===== EXTRACTED MATERIAL =====
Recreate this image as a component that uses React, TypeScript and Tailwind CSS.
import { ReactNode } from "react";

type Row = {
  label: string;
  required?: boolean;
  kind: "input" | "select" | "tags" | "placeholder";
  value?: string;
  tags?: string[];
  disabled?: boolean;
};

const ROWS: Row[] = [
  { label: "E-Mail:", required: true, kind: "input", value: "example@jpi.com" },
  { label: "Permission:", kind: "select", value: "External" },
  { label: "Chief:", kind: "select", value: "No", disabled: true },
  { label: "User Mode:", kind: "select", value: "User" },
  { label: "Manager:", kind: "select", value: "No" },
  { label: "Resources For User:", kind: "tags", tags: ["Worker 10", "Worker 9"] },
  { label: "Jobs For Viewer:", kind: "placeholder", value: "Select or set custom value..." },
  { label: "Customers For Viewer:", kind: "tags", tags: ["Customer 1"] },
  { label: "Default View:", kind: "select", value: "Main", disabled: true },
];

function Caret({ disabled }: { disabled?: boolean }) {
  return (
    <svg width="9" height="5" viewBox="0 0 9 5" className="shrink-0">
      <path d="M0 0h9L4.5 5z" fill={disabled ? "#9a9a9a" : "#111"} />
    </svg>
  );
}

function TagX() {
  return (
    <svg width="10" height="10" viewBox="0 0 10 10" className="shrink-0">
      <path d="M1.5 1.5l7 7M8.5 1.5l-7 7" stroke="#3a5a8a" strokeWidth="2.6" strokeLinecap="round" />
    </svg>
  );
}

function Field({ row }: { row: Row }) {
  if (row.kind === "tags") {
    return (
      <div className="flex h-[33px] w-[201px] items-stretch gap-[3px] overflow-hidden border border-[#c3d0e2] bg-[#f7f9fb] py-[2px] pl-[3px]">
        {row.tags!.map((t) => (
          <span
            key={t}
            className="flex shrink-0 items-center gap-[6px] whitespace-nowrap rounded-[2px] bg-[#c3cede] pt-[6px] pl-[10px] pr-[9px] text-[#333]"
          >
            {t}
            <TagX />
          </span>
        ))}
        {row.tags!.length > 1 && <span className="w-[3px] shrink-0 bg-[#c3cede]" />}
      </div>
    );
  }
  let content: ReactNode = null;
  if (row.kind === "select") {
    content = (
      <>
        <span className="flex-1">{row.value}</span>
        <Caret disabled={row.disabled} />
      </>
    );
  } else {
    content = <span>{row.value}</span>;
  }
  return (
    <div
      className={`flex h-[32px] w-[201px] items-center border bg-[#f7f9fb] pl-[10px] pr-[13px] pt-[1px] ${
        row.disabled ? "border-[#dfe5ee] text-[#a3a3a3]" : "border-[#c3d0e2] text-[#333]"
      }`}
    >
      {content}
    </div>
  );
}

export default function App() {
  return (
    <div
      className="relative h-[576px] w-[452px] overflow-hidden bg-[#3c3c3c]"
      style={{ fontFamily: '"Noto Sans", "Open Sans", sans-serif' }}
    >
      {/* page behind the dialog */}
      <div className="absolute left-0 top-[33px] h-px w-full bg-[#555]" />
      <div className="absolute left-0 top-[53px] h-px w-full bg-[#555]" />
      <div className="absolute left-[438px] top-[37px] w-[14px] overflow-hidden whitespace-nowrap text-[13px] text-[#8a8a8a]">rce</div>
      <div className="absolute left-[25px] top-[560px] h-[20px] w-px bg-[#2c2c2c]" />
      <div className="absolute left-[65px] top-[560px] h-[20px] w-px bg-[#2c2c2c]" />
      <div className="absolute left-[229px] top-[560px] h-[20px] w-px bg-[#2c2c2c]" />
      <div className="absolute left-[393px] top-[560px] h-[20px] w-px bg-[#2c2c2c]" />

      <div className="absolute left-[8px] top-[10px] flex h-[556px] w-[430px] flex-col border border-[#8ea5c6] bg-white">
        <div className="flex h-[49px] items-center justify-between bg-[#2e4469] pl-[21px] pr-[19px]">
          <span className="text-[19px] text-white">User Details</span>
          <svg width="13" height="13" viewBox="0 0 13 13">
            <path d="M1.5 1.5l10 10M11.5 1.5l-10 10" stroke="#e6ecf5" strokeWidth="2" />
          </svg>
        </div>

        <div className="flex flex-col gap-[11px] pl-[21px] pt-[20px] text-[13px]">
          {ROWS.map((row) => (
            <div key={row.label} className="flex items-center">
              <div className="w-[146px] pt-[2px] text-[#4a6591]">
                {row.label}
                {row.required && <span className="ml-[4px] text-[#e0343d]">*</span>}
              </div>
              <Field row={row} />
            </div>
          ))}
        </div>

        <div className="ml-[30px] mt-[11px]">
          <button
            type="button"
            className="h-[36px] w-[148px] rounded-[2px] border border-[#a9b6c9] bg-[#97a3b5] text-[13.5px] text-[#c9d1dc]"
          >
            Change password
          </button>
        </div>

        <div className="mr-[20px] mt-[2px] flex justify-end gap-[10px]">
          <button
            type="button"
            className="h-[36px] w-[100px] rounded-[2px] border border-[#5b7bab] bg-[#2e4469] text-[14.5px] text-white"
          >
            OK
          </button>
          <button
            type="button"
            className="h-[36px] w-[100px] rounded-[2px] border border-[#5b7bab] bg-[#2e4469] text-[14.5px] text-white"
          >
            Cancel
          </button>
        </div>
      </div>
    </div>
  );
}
=====
===== EXTRACTED MATERIAL =====
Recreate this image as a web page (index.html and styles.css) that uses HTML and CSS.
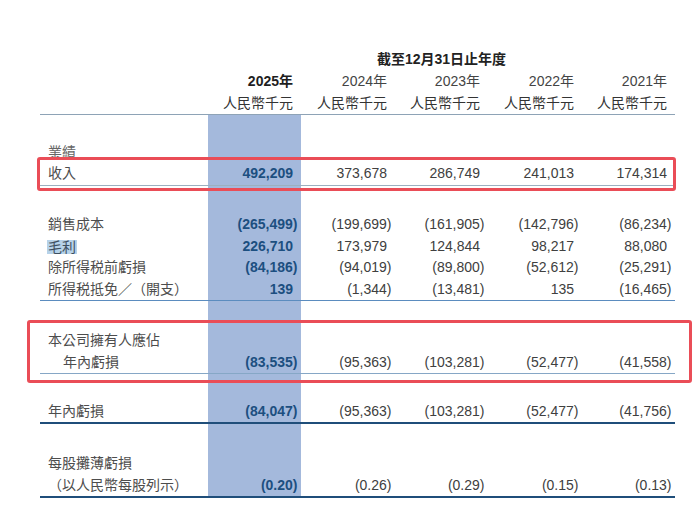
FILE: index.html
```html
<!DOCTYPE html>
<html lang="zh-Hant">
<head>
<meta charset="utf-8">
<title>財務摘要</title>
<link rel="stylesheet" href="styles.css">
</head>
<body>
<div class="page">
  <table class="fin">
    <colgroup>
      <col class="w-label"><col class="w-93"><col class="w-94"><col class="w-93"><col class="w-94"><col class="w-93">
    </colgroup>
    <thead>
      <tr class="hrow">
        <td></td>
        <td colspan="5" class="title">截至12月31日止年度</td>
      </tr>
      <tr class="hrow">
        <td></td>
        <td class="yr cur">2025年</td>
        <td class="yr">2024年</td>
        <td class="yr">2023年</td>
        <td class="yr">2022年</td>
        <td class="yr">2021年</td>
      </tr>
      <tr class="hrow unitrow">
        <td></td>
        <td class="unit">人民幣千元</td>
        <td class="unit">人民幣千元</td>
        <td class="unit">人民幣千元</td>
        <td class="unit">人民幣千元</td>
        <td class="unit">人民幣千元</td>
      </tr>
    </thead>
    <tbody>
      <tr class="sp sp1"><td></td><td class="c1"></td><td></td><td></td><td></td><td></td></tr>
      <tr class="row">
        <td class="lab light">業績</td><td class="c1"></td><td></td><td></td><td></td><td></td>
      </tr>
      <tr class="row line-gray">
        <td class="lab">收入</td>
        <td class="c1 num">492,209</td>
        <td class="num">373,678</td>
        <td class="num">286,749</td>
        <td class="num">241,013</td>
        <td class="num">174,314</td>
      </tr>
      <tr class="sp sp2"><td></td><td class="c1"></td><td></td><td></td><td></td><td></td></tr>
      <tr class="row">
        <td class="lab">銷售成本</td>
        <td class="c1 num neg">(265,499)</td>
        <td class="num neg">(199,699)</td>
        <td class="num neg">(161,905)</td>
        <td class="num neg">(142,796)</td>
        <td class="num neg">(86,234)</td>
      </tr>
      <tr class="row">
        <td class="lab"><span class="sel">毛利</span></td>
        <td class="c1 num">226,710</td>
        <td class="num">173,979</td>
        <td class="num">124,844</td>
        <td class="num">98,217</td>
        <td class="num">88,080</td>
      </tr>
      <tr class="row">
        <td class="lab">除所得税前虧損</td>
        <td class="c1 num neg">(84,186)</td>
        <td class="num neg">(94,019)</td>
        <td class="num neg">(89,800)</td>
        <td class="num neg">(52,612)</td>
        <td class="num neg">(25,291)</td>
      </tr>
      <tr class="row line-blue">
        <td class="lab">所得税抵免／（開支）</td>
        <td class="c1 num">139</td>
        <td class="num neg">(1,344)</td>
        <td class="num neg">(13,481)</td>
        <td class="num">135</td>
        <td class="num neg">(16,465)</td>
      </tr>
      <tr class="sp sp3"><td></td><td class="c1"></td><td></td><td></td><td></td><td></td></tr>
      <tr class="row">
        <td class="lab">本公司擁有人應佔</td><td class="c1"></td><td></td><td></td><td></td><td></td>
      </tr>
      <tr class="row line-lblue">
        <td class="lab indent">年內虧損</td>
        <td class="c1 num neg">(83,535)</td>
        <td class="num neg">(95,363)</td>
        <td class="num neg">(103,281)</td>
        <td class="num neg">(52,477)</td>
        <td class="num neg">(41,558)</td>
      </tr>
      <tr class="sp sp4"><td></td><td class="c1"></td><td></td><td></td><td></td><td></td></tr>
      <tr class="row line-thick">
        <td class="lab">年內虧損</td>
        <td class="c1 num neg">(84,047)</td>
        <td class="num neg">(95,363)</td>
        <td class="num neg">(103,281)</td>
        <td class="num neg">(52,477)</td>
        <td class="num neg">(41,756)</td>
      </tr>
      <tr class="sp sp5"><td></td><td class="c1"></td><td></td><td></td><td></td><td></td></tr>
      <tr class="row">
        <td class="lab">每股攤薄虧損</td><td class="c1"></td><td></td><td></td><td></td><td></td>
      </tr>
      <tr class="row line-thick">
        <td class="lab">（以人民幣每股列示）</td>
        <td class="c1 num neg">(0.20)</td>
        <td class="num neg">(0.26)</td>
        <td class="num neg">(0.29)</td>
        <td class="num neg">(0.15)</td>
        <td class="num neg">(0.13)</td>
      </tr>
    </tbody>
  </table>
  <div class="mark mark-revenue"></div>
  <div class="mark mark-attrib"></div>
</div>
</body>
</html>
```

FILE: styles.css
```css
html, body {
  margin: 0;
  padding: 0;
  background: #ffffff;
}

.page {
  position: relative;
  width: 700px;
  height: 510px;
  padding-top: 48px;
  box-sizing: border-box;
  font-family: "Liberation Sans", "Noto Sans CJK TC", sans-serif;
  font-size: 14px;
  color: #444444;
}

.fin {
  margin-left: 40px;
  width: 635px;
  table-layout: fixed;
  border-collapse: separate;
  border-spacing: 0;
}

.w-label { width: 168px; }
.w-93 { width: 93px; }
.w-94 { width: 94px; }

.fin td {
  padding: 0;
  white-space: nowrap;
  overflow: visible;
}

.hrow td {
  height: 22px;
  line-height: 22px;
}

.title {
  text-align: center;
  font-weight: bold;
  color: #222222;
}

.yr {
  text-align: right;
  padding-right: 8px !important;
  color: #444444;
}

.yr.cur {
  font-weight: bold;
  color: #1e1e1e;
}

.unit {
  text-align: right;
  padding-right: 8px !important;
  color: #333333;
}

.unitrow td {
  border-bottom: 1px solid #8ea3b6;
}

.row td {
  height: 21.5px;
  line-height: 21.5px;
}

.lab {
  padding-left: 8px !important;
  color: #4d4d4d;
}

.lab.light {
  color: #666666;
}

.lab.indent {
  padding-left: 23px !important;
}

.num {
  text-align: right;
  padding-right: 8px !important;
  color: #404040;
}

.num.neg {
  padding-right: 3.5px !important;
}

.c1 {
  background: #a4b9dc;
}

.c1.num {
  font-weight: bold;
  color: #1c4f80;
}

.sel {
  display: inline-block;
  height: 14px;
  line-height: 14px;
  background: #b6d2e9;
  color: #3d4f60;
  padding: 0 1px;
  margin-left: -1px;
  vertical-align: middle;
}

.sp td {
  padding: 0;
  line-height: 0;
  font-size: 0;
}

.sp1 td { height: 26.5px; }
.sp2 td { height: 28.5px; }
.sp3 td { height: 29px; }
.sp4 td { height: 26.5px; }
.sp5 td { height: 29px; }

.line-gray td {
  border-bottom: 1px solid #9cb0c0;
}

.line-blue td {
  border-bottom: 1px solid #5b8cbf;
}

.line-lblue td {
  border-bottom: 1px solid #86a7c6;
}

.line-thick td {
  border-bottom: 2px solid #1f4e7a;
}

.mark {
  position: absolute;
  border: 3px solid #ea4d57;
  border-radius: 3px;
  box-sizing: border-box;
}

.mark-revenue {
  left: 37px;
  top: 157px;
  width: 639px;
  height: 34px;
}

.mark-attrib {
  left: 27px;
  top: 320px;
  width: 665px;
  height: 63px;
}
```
=====
===== EXTRACTED MATERIAL =====
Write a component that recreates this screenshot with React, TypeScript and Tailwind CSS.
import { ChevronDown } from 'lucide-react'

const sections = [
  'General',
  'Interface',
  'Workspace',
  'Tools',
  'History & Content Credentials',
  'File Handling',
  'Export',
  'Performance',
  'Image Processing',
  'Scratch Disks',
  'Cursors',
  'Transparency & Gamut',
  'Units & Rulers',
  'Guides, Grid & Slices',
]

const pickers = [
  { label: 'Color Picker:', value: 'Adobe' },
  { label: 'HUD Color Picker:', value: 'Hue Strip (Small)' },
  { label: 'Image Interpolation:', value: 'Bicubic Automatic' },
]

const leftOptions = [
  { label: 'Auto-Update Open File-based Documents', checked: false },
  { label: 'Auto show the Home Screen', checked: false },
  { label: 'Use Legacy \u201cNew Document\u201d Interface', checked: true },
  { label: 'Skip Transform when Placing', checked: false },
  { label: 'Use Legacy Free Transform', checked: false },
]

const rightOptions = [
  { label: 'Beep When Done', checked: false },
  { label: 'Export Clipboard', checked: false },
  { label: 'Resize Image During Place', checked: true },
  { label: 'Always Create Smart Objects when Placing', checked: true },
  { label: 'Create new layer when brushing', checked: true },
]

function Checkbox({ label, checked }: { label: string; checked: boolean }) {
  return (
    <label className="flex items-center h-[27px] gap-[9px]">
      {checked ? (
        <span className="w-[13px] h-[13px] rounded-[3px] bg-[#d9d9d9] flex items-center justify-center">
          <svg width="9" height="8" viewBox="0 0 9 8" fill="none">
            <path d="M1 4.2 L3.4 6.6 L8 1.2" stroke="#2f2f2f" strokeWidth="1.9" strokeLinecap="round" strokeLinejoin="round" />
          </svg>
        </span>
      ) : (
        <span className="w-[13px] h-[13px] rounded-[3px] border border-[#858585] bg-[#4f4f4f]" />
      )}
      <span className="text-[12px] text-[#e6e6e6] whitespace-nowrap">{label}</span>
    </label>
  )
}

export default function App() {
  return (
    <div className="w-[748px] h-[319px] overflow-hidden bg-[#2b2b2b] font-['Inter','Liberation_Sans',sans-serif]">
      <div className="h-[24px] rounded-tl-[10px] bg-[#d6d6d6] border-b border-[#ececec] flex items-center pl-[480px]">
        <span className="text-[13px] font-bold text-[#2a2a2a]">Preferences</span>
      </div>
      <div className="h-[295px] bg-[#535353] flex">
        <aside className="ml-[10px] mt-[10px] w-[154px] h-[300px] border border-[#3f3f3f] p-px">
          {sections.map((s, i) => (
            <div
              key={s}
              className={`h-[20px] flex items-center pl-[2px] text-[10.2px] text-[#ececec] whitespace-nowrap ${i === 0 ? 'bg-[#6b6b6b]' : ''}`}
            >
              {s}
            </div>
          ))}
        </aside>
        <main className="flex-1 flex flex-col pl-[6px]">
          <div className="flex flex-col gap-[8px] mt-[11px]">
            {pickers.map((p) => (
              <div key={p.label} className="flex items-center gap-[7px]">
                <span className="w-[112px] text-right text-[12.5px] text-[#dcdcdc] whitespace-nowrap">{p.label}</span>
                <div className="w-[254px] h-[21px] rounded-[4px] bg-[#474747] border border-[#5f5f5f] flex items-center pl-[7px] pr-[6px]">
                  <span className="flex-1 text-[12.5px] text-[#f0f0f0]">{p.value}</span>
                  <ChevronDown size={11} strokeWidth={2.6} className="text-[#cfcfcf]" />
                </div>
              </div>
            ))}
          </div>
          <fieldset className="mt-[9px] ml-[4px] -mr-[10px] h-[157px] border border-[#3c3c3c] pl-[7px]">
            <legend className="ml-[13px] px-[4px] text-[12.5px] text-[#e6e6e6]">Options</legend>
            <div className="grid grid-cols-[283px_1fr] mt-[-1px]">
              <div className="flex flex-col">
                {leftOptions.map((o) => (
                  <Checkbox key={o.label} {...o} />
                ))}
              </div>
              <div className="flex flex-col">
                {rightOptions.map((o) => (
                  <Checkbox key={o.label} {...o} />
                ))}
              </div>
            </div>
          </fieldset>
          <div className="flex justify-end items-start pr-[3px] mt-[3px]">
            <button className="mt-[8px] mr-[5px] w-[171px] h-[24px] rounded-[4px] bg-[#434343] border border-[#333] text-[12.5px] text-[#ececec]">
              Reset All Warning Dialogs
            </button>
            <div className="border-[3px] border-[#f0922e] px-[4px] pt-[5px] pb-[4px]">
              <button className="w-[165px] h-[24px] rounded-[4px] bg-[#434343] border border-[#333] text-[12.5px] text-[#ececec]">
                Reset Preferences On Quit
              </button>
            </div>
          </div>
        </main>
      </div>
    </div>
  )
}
=====
Where a line above contains the word "styles", copy that line.

> TASK SOLUTION
Recreate this image as a web page (index.html and styles.css) that uses HTML and CSS.
<link rel="stylesheet" href="styles.css">
FILE: styles.css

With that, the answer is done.